I think it has to do with the courage of the actors and of the director or the person who wrote the film. In Jewish we say it’s the chutzpah which means the courage, nerve, audacity, and spunk to make a film that isn’t gonna be easy to watch but the story will so powerfully impact us. So sometimes it’s not even the most incredibly acted, but the story is great. Last year, there was a film called Room that you might remember – it was a very powerful screenplay and it became even more powerful because the most powerful part of the film was filmed in a very very small space to really give the impact of what it was like for this young mother and her son. It really won a lot of people’s hearts because it was very disturbing and the innocence of this young boy who knew nothing else except his life in this room and he did it with such delight. He was a delightful being that you could just feel despite his circumstances he had so much light. It impacts those of us who have a lot of stuff in our lives that we need to deal with and I think seeing films for two and a half weeks puts a lot of perspective on our personal neurotic stories.

What would you say to someone who’s never been to this festival?

I would say you can pretty much trust your gut feeling if you feel drawn by the synopsis of the film, or the photograph, or the actors, or the director. Or maybe someone’s spoken to you about a film they’ve been inspired by. You can trust that to get a film into this festival it has to pass through a rigorous, ruthless committee of judges.
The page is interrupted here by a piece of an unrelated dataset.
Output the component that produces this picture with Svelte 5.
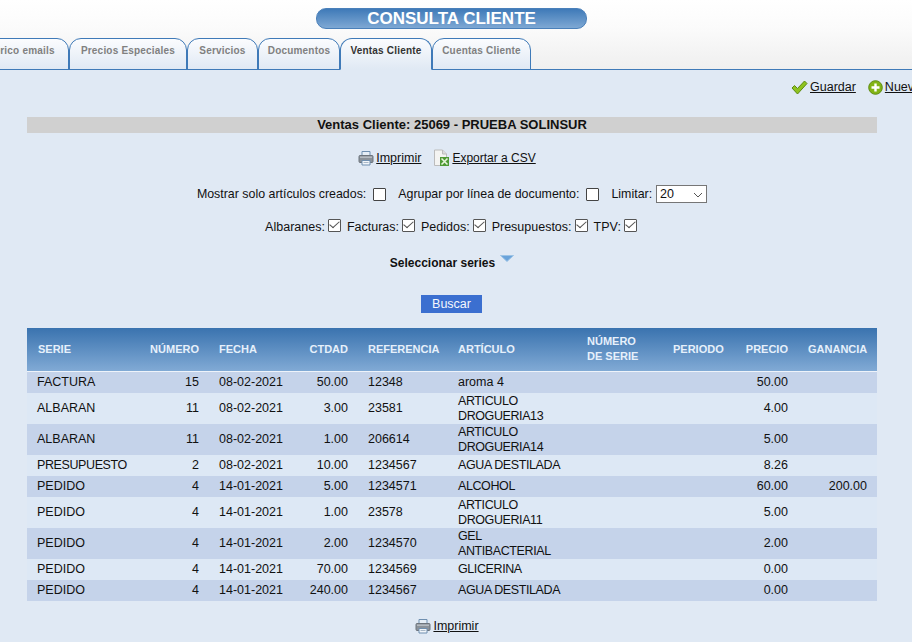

It’s rare that I feel a film is not good – so many of them are just extraordinary.

It’s real holiday time for me –just buying a pass and going to films all day long. As a flight attendant who’s been flying almost 37 years, to spend my paid holidays not flying anywhere where I can actually use a free pass and go somewhere far away, and yet I prefer to spend my time in a dark theatre still going to lots of places – but on the screen. It’s a lot of fun.